Considering that AMD is only
Considering that AMD is only talking about 8C/16T pure CPUs for HDT, how on earth do you see 16C/32T APUs happening? Sure, we don’t know die sizes for Zen yet, and they’re doing 32C/64T for servers, but fitting 16 cores, a useful GPU (minimum 512 CU, but to match that CPU in a meaningful way, twice that or more), plus a useful amount of HBM on an interposer that doesn’t price this into oblivion? Within a reasonable power envelope (sub-200W)? Not going to happen.
I’m hoping for 8C/16T APUs, but all things considered, a 4C/8T APU with a bigger GPU, HBM and a 125-140W TDP would probably be a better selling product. Gaming PC on a chip?
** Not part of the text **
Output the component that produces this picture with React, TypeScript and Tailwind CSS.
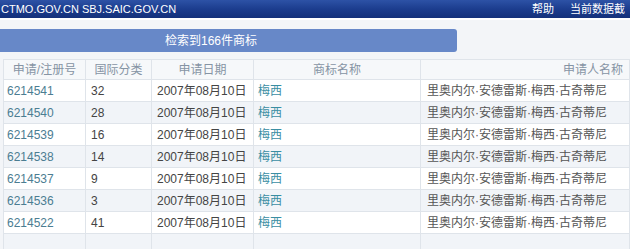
import React from 'react';

const rows = [
  { no: '6214541', cls: '32' },
  { no: '6214540', cls: '28' },
  { no: '6214539', cls: '16' },
  { no: '6214538', cls: '14' },
  { no: '6214537', cls: '9' },
  { no: '6214536', cls: '3' },
  { no: '6214522', cls: '41' },
];

const cols = 'grid grid-cols-[82px_66px_102px_167px_1fr] grid-rows-[100%]';
const cell = 'border-r border-b border-[#dfe4ea] flex items-center whitespace-nowrap overflow-hidden';

export default function App() {
  return (
    <div
      className="w-[630px] h-[249px] overflow-hidden bg-[#f3f5f8] text-[12px]"
      style={{ fontFamily: '"Liberation Sans", "Noto Sans CJK SC", sans-serif' }}
    >
      {/* Top bar */}
      <div className="h-[18px] bg-gradient-to-b from-[#2d52a6] via-[#1c3d8e] to-[#14307a] flex items-center text-white leading-none whitespace-nowrap overflow-hidden">
        <span className="w-[532px] shrink-0 pl-[1px] text-[11px]">CTMO.GOV.CN SBJ.SAIC.GOV.CN</span>
        <span className="shrink-0 text-[11px]">帮助</span>
        <span className="shrink-0 ml-[16px] text-[11px]">当前数据截</span>
      </div>
      <div className="h-[2px] bg-white" />

      {/* Result banner */}
      <div className="pt-[9px] pb-[7px]">
        <div className="w-[461px] h-[23px] -ml-[4px] pl-[169px] rounded-[3px] bg-[#6788c8] text-white flex items-center">
          检索到166件商标
        </div>
      </div>

      {/* Table */}
      <div className="ml-[3px] border-l border-t border-[#dfe4ea] bg-white">
        <div className={`${cols} h-[20px] bg-[#f6f8fa] text-[#8694a4]`}>
          <div className={`${cell} justify-center`}>申请/注册号</div>
          <div className={`${cell} justify-center`}>国际分类</div>
          <div className={`${cell} justify-center`}>申请日期</div>
          <div className={`${cell} justify-center`}>商标名称</div>
          <div className={`${cell} justify-end pr-[6px]`}>申请人名称</div>
        </div>
        {rows.map((r, i) => (
          <div
            key={r.no}
            className={`${cols} h-[22px] ${i % 2 === 1 ? 'bg-[#f1f4f8]' : 'bg-white'}`}
          >
            <div className={`${cell} pl-[3px] text-[#4b7d92]`}>{r.no}</div>
            <div className={`${cell} pl-[5px] text-[#444]`}>{r.cls}</div>
            <div className={`${cell} pl-[5px] text-[#444]`}>2007年08月10日</div>
            <div className={`${cell} pl-[4px] text-[#3a8ea3]`}>梅西</div>
            <div className={`${cell} pl-[6px] text-[#555]`}>里奥内尔·安德雷斯·梅西·古奇蒂尼</div>
          </div>
        ))}
        <div className={`${cols} h-[22px] bg-[#f1f4f8]`}>
          <div className={cell} />
          <div className={cell} />
          <div className={cell} />
          <div className={cell} />
          <div className={cell} />
        </div>
      </div>
    </div>
  );
}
Yes please.
No nada on any Zen APU, and
No nada on any Zen APU, and CPUs so suck at rendering, they suck at it bad, at rendering jobs at time frames that do not allow the dust to settle in and pile up and the cobwebs appear.
CPUs are worthless for Graphics work done fast, and way overpriced for the amount of FP performance that a CPU can provide relative to a GPU. Hey everybody just unplug all the GPUs from your PCs and see how the CPU really does for FPSs for games or frames for other rendering jobs, without a GPU’s help!
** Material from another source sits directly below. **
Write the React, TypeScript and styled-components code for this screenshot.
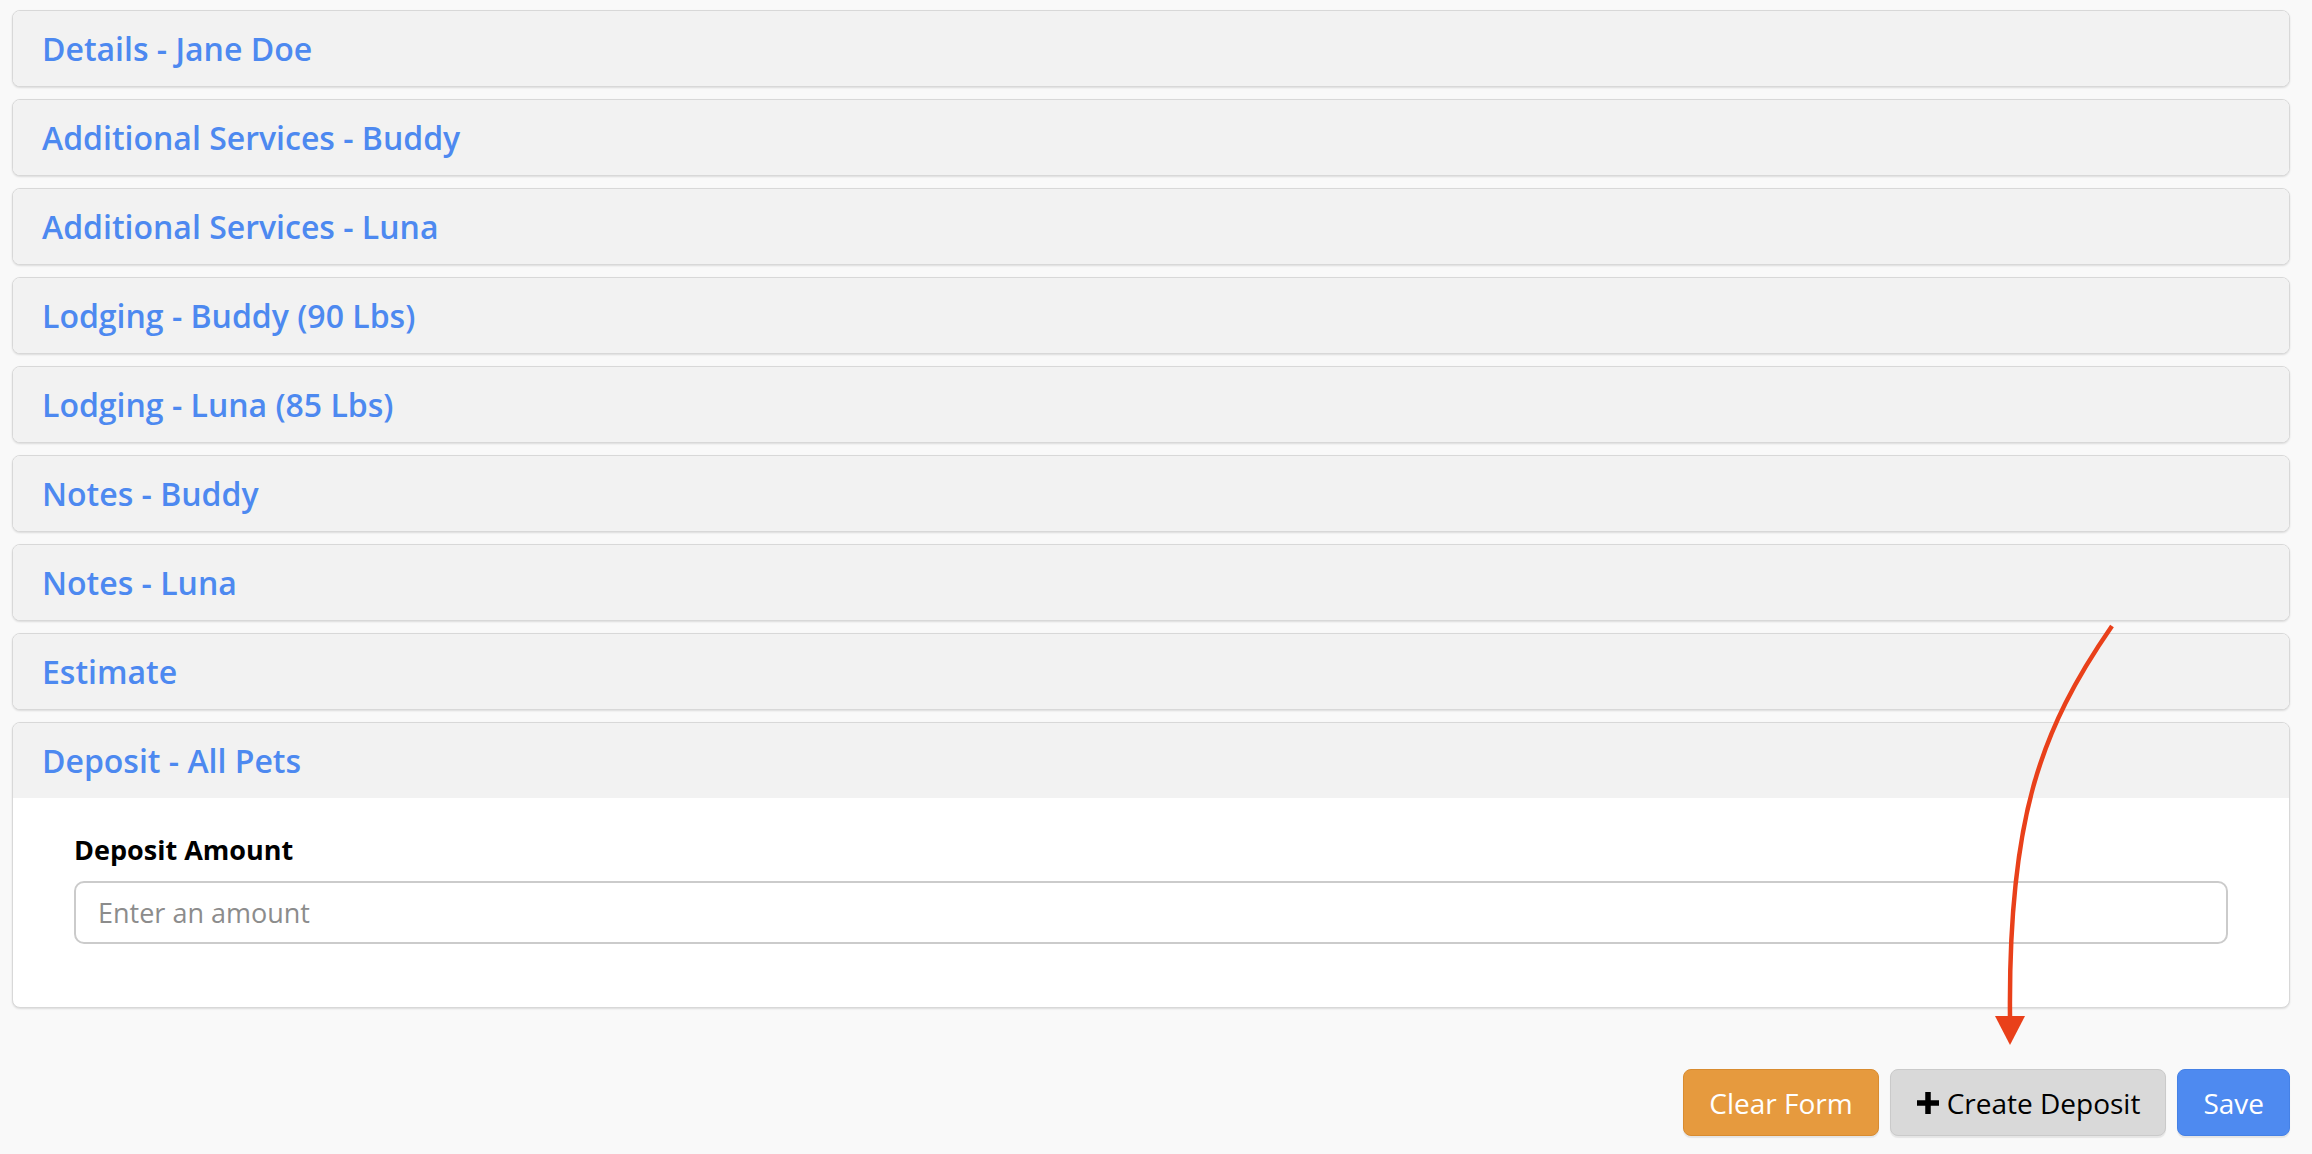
import React from 'react';
import {styled, createGlobalStyle} from 'styled-components';

const sections = [
  'Details - Jane Doe',
  'Additional Services - Buddy',
  'Additional Services - Luna',
  'Lodging - Buddy (90 Lbs)',
  'Lodging - Luna (85 Lbs)',
  'Notes - Buddy',
  'Notes - Luna',
  'Estimate',
];

const GlobalStyle = createGlobalStyle`
  html, body {
    margin: 0;
    padding: 0;
    background: #f9f9f9;
    font-family: "Open Sans", "Liberation Sans", sans-serif;
  }
  * { box-sizing: border-box; }
`;

export default function App() {
  return (
    <Page>
      <GlobalStyle />
      <Stack>
        {sections.map((title) => (
          <Card key={title}>
            <CardHeader>{title}</CardHeader>
          </Card>
        ))}
        <Card>
          <CardHeader>Deposit - All Pets</CardHeader>
          <CardBody>
            <Label htmlFor="deposit">Deposit Amount</Label>
            <Input id="deposit" placeholder="Enter an amount" />
          </CardBody>
        </Card>
      </Stack>
      <Actions>
        <Button $variant="warning">Clear Form</Button>
        <Button $variant="default">
          <PlusIcon />
          Create Deposit
        </Button>
        <Button $variant="primary">Save</Button>
      </Actions>
      <Annotation />
    </Page>
  );
}

const PlusIcon = () => (
  <svg width="24" height="24" viewBox="0 0 24 24" aria-hidden>
    <path d="M12 1v22M1 12h22" stroke="#000" strokeWidth="5.5" />
  </svg>
);

// red callout arrow drawn over the page
const Annotation = () => (
  <Overlay width="2312" height="1154" viewBox="0 0 2312 1154">
    <path
      d="M2112 626 C2040 730 2008 820 2010 1018"
      fill="none"
      stroke="#e9401a"
      strokeWidth="4.5"
    />
    <polygon points="1995,1016 2025,1016 2010,1045" fill="#e9401a" />
  </Overlay>
);

const Page = styled.div`
  position: relative;
  min-height: 1154px;
  padding: 10px 22px 17px 12px;
`;

const Stack = styled.div`
  display: flex;
  flex-direction: column;
  gap: 12px;
`;

const Card = styled.section`
  border: 1px solid #d8d8d8;
  border-radius: 8px;
  background: #fff;
  overflow: hidden;
  box-shadow: 0 1px 2px rgba(0, 0, 0, 0.12);
`;

const CardHeader = styled.div`
  height: 75px;
  display: flex;
  align-items: center;
  padding: 0 29px;
  background: #f2f2f2;
  color: #4d89f0;
  font-size: 32px;
  font-weight: 600;
`;

const CardBody = styled.div`
  display: flex;
  flex-direction: column;
  padding: 33px 61px 63px;
`;

const Label = styled.label`
  font-size: 27px;
  font-weight: 700;
  line-height: 37px;
  color: #000;
  margin-bottom: 13px;
`;

const Input = styled.input`
  height: 63px;
  border: 2px solid #cbcbcb;
  border-radius: 10px;
  padding: 0 22px;
  font-family: inherit;
  font-size: 27px;
  color: #333;
  outline: none;
  &::placeholder {
    color: #8c8c8c;
  }
`;

const Actions = styled.div`
  display: flex;
  justify-content: flex-end;
  gap: 11px;
  margin-top: 61px;
`;

const variants = {
  warning: {bg: '#e69a3e', border: '#d98c30', color: '#fff'},
  default: {bg: '#d9d9d9', border: '#cacaca', color: '#000'},
  primary: {bg: '#4e8af0', border: '#4581e6', color: '#fff'},
};

const Button = styled.button<{$variant: keyof typeof variants}>`
  height: 67px;
  display: inline-flex;
  align-items: center;
  gap: 7px;
  padding: 0 25px;
  border-radius: 8px;
  border: 1px solid ${({$variant}) => variants[$variant].border};
  background: ${({$variant}) => variants[$variant].bg};
  color: ${({$variant}) => variants[$variant].color};
  font-family: inherit;
  font-size: 28px;
  box-shadow: 0 2px 1px rgba(0, 0, 0, 0.08);
  cursor: pointer;
`;

const Overlay = styled.svg`
  position: absolute;
  top: 0;
  left: 0;
  pointer-events: none;
`;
Hell a GPU would have rendered that image so fast it would have appeared to be just a snapshot with no human eye able to discern any rendering process going on.
raytracing and rasterizing is
raytracing and rasterizing is very different.
offline renderers are at the core based on managing scene graphs & rays. CPU are better at that then GPU. In some case, doing some task on the GPU is to convoluted to even be practical at all.
GPU are more geared toward shading, and shading group of pixel sharing identical branching patterns.
Because branching and random memory access is not something, even pascal or polaris, do well at all.
Also people often compare 250watt GPU with 95w CPU with software not optimized for a CPU SIMD engine to say “GPU rules”
They do offer tremendous amount of raw floating point computation,
but can be a pain to extract any real world performance out of it.
And if you look GPU and CPU are “merging” . AVX512 is a big step toward that.
I will take a 6 core 12 thead
I will take a 6 core 12 thead version with 40+ Pcie express lanes for $399.
Who at PCPER is covering Hot
Who at PCPER is covering Hot Chips this year? Both AMD and Nvidia are going to be there, Nvidia talking about its latest Tegra/Denver designs(Most Likely for Cars), and AMD will be talking about Zen, and hopefully supplying some Zen white-papers at Hot Chips. And Where are the Polaris white papers from AMD?
Also please publish all the slides, or links to the press kits for all the slides, for any AMD/Nvidia/other trade shows, conferences like this one and Hot Chips. Hot Chips should be covered every year as that’s the big conference for CPU/GPU technology along with SIGGRAPH!
I’ve been setting aside $50 a
I’ve been setting aside $50 a paycheck in preparation for the Zen launch. Looking forward to building an ITX AMD system with their desktop processor rather than an APU thanks to the unified AM4 socket. I really wish they would release sooner than later, don’t want to wait until Feb./Mar. like we had to do for Kaveri.
I’M SO EXCITED!
I told myself
I’M SO EXCITED!
I told myself that I would not upgrade my 4770k until I could get a proper 8 core for under $500. This sounds like the competition needed to make that happen sooner rather than later.
I’m so ready.
I was ready to
I’m so ready.
I was ready to get a 6900K and a new motherboard, probably to a total of $1300-$1400 USD to replace my aging (and struggling) i7 3770k that can’t even record gameplay without dropping 50% or more of my current FPS,or encode two videos at the same time without struggling and deteriorating overall system performance.
If AMD has got something good, then I am willing to reciprocate in kind.